> OBJECTIVE
Each line from the top of the listing through the one holding "const RED = '#c00000'" should be restated word for word, with nothing added and no pictures.

> Records with interface code
*****
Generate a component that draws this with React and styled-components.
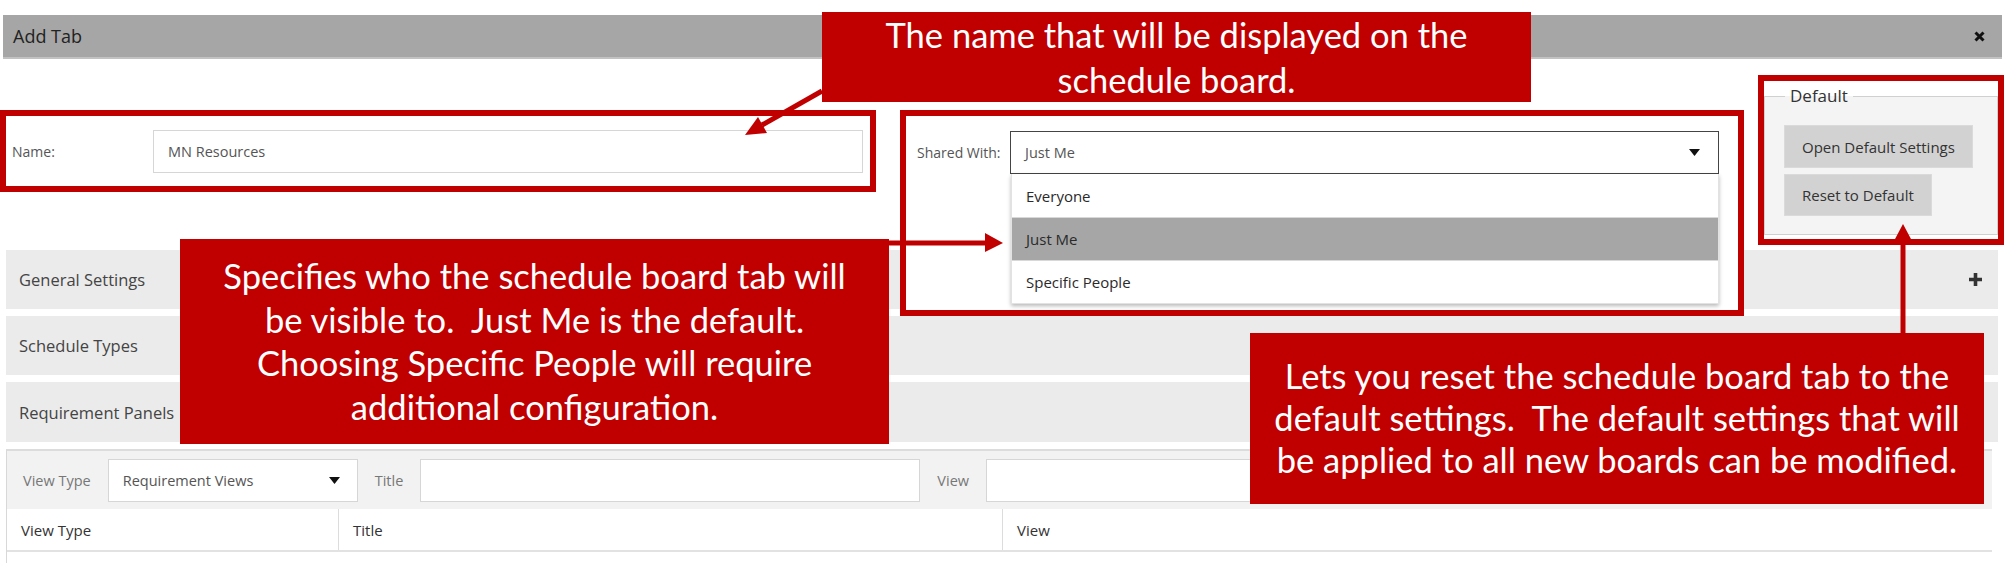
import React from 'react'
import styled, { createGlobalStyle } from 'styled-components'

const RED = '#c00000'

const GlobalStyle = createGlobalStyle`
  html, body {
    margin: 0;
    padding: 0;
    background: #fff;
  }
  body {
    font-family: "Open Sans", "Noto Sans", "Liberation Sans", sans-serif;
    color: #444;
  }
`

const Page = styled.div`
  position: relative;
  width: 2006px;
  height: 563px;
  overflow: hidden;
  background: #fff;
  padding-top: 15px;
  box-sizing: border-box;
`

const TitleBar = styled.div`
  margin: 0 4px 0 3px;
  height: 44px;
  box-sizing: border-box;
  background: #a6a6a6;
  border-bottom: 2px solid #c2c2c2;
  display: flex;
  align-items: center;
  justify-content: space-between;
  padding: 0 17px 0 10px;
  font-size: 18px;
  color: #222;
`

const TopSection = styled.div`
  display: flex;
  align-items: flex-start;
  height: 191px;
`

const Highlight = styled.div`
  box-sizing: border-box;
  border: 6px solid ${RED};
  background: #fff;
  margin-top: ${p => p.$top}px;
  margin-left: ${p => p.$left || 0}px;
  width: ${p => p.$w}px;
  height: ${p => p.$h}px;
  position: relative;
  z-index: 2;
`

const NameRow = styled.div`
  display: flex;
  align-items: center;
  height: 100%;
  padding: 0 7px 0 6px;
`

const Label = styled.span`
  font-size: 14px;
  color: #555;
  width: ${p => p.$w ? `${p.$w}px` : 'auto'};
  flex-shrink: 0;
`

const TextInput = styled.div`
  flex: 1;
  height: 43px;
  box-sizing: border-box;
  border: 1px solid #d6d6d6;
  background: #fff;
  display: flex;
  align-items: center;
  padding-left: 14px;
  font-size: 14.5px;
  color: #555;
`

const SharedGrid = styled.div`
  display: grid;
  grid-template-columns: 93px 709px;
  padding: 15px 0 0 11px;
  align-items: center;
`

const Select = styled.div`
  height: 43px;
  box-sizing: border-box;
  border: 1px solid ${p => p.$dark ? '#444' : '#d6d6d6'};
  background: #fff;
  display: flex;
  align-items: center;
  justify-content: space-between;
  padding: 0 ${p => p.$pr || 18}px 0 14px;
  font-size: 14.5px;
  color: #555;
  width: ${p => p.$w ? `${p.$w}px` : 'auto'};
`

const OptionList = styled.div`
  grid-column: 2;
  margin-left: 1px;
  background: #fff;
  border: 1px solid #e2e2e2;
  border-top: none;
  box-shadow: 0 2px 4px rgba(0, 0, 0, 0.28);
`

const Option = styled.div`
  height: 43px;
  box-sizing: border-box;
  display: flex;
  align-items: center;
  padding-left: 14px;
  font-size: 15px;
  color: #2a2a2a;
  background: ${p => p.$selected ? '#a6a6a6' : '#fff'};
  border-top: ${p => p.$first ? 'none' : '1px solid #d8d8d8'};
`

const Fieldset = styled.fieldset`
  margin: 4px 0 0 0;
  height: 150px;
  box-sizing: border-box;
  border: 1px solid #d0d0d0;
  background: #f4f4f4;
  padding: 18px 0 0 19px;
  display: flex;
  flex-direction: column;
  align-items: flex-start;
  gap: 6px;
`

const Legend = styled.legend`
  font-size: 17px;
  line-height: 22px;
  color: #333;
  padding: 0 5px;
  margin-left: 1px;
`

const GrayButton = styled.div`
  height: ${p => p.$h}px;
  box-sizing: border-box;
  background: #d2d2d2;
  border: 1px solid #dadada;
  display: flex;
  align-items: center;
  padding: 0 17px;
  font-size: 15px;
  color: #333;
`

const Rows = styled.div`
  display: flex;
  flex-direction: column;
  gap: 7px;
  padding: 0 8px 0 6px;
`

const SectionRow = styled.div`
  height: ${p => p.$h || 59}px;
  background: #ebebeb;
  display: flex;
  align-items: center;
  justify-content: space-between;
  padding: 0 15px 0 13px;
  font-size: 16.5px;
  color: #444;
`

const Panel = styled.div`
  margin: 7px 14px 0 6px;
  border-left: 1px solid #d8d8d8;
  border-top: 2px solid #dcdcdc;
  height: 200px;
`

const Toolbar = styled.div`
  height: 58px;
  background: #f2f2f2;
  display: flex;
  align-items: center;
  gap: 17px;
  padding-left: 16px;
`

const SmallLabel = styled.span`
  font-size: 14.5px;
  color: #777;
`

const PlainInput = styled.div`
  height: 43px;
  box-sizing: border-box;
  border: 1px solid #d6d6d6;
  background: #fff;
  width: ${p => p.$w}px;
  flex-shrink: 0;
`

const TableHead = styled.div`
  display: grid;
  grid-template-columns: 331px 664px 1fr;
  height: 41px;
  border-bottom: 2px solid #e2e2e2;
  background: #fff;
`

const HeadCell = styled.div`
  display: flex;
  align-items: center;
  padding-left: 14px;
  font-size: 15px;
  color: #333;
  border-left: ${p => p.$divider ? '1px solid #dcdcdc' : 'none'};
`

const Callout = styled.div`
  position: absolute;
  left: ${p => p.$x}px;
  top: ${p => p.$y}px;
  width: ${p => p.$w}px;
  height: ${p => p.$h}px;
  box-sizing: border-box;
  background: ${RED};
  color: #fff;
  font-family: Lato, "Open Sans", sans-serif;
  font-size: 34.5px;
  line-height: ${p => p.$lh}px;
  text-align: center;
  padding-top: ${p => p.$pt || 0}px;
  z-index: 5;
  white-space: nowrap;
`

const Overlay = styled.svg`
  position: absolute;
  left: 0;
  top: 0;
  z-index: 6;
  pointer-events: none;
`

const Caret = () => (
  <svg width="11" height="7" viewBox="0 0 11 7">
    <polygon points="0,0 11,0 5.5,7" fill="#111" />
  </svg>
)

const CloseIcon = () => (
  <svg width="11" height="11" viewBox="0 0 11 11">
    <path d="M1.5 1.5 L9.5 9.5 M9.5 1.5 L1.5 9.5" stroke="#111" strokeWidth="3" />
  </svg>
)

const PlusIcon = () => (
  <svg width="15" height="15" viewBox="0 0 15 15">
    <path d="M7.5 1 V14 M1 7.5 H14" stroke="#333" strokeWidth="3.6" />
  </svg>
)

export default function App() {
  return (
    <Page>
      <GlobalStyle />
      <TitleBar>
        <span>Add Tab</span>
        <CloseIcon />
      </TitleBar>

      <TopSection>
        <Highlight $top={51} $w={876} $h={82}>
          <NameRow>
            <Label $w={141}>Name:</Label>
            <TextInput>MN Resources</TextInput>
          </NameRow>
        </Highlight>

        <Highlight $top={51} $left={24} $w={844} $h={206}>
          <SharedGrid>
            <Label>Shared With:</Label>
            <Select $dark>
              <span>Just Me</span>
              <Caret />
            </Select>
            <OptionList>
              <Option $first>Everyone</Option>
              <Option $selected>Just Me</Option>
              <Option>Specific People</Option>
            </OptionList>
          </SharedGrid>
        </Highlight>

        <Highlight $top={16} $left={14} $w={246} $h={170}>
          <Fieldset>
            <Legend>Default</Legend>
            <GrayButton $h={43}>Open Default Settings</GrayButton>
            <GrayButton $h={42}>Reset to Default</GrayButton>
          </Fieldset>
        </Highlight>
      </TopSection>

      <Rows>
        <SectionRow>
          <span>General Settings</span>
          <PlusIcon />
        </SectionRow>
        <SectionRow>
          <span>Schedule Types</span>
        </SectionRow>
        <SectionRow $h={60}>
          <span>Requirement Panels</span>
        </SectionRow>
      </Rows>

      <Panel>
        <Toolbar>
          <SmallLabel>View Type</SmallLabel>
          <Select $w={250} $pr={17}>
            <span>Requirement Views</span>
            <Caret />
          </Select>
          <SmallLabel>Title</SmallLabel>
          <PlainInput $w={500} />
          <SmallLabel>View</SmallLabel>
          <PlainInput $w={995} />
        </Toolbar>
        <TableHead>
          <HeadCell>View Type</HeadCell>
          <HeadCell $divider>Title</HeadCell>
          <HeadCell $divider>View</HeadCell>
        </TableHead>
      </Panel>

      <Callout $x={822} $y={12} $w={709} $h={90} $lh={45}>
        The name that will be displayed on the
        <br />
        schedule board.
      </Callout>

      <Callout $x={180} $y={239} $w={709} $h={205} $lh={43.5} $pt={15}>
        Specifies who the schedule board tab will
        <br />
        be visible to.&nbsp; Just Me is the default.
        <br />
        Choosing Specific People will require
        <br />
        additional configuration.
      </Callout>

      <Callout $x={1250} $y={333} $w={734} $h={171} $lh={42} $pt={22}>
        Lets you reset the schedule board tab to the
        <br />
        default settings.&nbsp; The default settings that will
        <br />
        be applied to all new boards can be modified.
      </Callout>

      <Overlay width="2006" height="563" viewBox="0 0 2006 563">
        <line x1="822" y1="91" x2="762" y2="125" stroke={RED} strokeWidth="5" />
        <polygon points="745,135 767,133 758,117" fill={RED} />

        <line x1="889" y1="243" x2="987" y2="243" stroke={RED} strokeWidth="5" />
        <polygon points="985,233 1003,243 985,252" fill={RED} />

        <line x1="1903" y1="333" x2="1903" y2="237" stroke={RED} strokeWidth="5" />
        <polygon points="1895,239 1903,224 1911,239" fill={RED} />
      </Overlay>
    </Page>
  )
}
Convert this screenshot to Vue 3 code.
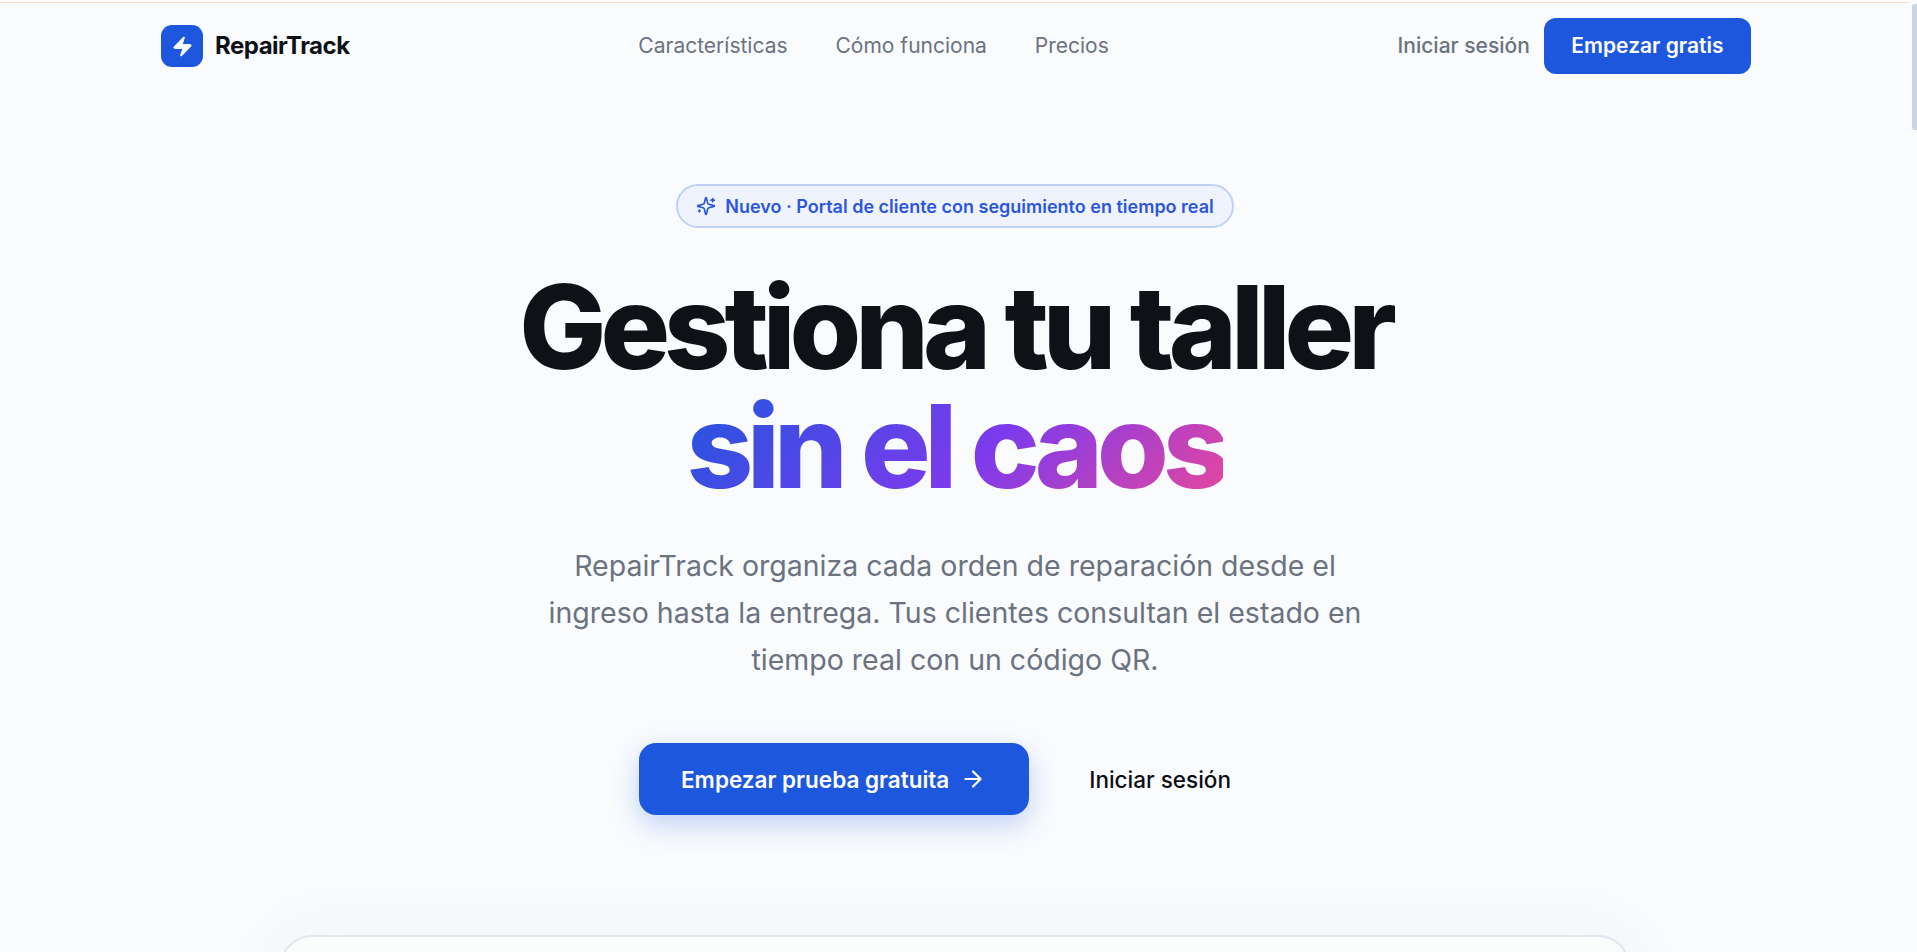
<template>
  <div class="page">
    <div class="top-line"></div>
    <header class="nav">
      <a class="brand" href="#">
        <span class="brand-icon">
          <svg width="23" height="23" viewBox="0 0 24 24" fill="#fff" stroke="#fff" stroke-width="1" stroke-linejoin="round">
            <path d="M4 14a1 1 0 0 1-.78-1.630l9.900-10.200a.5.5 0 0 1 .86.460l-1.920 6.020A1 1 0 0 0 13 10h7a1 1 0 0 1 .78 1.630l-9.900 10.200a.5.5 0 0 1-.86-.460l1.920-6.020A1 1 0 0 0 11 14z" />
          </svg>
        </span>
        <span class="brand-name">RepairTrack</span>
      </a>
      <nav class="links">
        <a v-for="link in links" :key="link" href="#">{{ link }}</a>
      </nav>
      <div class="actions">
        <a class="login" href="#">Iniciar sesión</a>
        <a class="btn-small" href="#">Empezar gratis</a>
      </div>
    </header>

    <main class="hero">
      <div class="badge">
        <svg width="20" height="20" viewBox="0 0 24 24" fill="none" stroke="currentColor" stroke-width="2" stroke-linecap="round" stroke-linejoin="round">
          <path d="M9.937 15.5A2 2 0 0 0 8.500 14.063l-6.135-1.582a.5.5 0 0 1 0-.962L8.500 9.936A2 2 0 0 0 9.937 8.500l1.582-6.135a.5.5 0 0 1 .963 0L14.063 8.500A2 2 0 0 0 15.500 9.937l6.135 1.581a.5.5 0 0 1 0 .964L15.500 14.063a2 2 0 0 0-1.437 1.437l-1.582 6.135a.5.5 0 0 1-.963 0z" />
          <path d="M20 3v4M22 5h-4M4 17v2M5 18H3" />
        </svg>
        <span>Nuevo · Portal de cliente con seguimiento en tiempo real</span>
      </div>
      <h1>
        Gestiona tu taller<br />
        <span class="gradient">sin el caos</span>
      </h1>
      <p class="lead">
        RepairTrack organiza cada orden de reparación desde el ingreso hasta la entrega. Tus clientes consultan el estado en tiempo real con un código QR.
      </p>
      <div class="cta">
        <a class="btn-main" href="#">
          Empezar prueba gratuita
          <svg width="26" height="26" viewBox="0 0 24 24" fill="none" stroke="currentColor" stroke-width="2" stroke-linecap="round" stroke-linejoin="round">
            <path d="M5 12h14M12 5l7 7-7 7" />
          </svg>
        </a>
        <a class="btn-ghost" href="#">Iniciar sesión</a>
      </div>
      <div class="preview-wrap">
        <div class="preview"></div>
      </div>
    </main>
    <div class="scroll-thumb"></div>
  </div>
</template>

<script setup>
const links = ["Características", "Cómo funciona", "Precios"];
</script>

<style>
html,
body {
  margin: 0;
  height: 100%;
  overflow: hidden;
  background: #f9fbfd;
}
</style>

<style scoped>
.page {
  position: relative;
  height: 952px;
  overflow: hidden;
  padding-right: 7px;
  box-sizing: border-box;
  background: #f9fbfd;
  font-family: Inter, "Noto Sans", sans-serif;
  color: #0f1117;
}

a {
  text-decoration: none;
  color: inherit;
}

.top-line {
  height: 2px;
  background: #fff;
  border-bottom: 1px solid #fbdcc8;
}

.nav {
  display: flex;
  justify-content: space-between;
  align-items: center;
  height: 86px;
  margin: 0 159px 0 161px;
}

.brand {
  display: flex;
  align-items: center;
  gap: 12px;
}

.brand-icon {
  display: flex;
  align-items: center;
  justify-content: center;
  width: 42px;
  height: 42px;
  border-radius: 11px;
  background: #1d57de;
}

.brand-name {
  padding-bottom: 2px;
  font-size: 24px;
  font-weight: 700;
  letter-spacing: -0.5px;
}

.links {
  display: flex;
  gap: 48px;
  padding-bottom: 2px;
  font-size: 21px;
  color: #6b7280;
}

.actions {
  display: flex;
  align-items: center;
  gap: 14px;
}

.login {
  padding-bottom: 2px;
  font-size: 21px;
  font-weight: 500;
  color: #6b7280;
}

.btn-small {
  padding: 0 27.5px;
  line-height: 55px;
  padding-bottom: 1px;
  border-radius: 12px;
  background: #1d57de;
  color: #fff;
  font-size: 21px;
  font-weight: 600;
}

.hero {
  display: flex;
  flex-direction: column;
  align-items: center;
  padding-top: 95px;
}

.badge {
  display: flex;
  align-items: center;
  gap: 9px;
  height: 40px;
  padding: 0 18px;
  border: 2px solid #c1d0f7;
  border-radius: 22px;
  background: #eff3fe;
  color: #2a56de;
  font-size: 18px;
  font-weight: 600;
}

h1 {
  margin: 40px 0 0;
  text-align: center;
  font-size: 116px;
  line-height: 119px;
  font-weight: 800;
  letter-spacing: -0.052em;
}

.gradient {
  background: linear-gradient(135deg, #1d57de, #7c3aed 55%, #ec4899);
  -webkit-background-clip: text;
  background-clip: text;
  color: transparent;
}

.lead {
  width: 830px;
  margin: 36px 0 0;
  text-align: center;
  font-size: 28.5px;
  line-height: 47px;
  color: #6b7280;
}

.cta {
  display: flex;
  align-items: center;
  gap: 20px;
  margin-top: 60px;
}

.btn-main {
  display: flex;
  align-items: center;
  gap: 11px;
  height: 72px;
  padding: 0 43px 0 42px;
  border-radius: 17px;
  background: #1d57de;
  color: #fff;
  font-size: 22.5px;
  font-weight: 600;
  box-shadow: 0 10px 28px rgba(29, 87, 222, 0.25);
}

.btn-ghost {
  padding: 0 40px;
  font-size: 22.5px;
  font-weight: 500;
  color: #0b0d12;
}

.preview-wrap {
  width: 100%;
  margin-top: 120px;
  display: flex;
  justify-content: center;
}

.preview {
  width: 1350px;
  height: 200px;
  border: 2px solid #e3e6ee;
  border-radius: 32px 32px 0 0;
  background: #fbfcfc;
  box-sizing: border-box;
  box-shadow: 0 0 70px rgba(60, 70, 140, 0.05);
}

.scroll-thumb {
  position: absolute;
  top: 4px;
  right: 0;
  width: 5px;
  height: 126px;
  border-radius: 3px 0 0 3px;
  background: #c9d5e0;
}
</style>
*****
> RESULT OF THIS EXERCISE
Generate a component that draws this with React and styled-components.
import React from 'react'
import styled, { createGlobalStyle } from 'styled-components'

const RED = '#c00000'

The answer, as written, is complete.